At the office, at Bell Atlantic Mobile, where I worked at the time, we would sip coffee all day long. When I would make a trip to Pittsburgh for work, in particular, there was a coffee bean grinder downtown where I could get freshly roasted coffee smell the roaster and stare at beans being processed in bulk. For the first couple years of drinking coffee I did not notice any problems. I even drank coffee Saturday nights after a night out drinking and would go to bed within an hour.

In the mid nineties, when coffee shops started to have open mic nights, I would go down to the local shops in New Jersey and do some of my own readings on stage. These local shops introduced us to a variety of coffees and flavors and this was about the time Starbucks entered the scene. I had even started writing coffee reviews for a short-lived online coffee magazine called coffeemag.com, started by an early web designer.

Signs Of A Problem

The first thing you will start noticing beyond the cravings, is a migraine when you don’t have your caffeine by let’s say 10:30 am. Got a call from my brother years ago around noon time saying he was dying of a headache. I asked him if he had his coffee. He said “I have not had one yet today”. I had to explain to him he was addicted. Yes, coffee has caffeine, a drug in it, and we get addicted. Even when you miss it and you have it later on, it is too late, and then you end up with a migraine that can go all day long. In fact, the next stage after years of drinking was an occasional chest tightening pain. No heart problems. Had that checked. It seemed the caffeine started to impact my heart a bit. The final straw was the once a month, I have to go home and crawl into bed impact.
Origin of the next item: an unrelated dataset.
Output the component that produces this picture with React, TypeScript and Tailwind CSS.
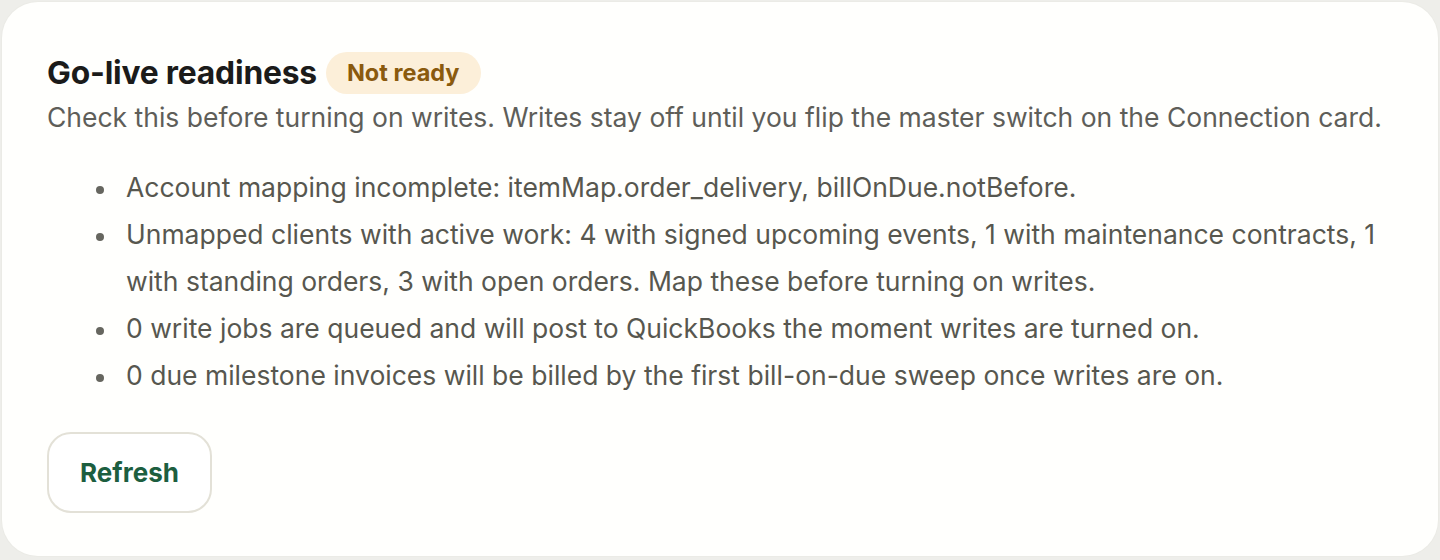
import React from 'react'

const blockers = [
  'Account mapping incomplete: itemMap.order_delivery, billOnDue.notBefore.',
  'Unmapped clients with active work: 4 with signed upcoming events, 1 with maintenance contracts, 1 with standing orders, 3 with open orders. Map these before turning on writes.',
  '0 write jobs are queued and will post to QuickBooks the moment writes are turned on.',
  '0 due milestone invoices will be billed by the first bill-on-due sweep once writes are on.',
]

const App = () => {
  return (
    <div className="min-h-[560px] bg-[#eeeeea] p-[2px] font-['Inter','Liberation_Sans',sans-serif]">
      <section className="min-h-[554px] rounded-[36px] bg-[#fffffd] px-[45px] pt-[50px] pb-[42px] shadow-[0_0_0_1px_#ebebe6]">
        {/* Header */}
        <div className="flex items-center gap-[9px]">
          <h2 className="text-[31.8px] leading-[42px] font-bold tracking-[-0.2px] text-[#1b1b1a]">Go-live readiness</h2>
          <span className="flex h-[42px] items-center rounded-full bg-[#fcefd9] px-[21px] text-[23.5px] font-bold text-[#8a5a0e]">
            Not ready
          </span>
        </div>
        <p className="mt-[5px] text-[26.5px] leading-[36px] text-[#5e5e59]">
          Check this before turning on writes. Writes stay off until you flip the master switch on the Connection card.
        </p>

        {/* Blockers */}
        <ul className="mt-[29px] pl-[45px] text-[26.5px] leading-[47px] text-[#57574f]">
          {blockers.map((b, i) => (
            <li key={i} className="flex">
              <span className="flex h-[47px] w-[34px] shrink-0 items-center pt-[4px] pl-[4px]">
                <span className="h-[8px] w-[8px] rounded-full bg-[#66665f]" />
              </span>
              <span>{b}</span>
            </li>
          ))}
        </ul>

        <button className="mt-[33px] h-[81px] w-[165px] rounded-[24px] border-2 border-[#e3e1d7] bg-white text-[26px] font-bold text-[#1d5e3f]">
          Refresh
        </button>
      </section>
    </div>
  )
}

export default App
A super migraine would occur, not brought on by missing my coffee, it came on after tons of drinking coffee for weeks on end. A super migraine would impact me at the end of the week, and I would feel nausea and would need to go home and lay in bed.

God Gave Me A Sign

Around the time I was having chest pains and super migraines there was a story in south florida I watched on the news about teenagers taking caffeine pills. One girl took just 5 pills, as a way to get high, and she had a heart attack and died. These five pills were equal to 25 cups of coffee. The most I had in coffee was about 10 in one day, but I was almost halfway there. That story was what made me try to stop. I did not want to be that girl, and I was feeling it in my chest. I was about 40 at the time, so maybe it is an age thing. I just couldn’t handle drinking one cup a day. Either I got off coffee or I was in trouble.

So How Did I Do It?

The first thing is I limited coffee at home. I purposely started going to Starbucks to limit how much I drank. With a pot of coffee, I would feel I had to drink it or throw it away. It was an economic issue. At Starbucks, I could control with my spending and time how much I could drink. First I started to ask for a 50% caffeine, 50% non caffeine coffee. I did this for about 2 months. Then I asked for a 75% decaf. I did that for about 3 months. Then I finally went for it and said, give me a decaf. I never went back, and I never had a full regular cup of coffee again.

My Decaf Is My Methadone

So, since I switched, I have drank decaf exclusively. It doesn’t taste as good as coffee, I know that. But theoretically I stop drinking decaf, and I will be back on the regular stuff. It has been 8 years since I quit, and I have no regrets. I wake up in the morning generally rested and go right to work. I have no urge for caffeine. I have no crashes at the end of the day or days curled up in a ball in my bed. I have 2 young boys, so I have to be somewhat awake around them. Now, there was a big side effect. I suddenly because drawn to chocolate like I have never been drawn to it before. Specifically dark chocolate became an obsession for awhile, because it has caffeine in it, but no where near coffee. I have even lessened this obsession and become relatively caffeine free. Yes, decaf has a tiny bit in it, but there is the rub, I am just one step away from falling off the wagon.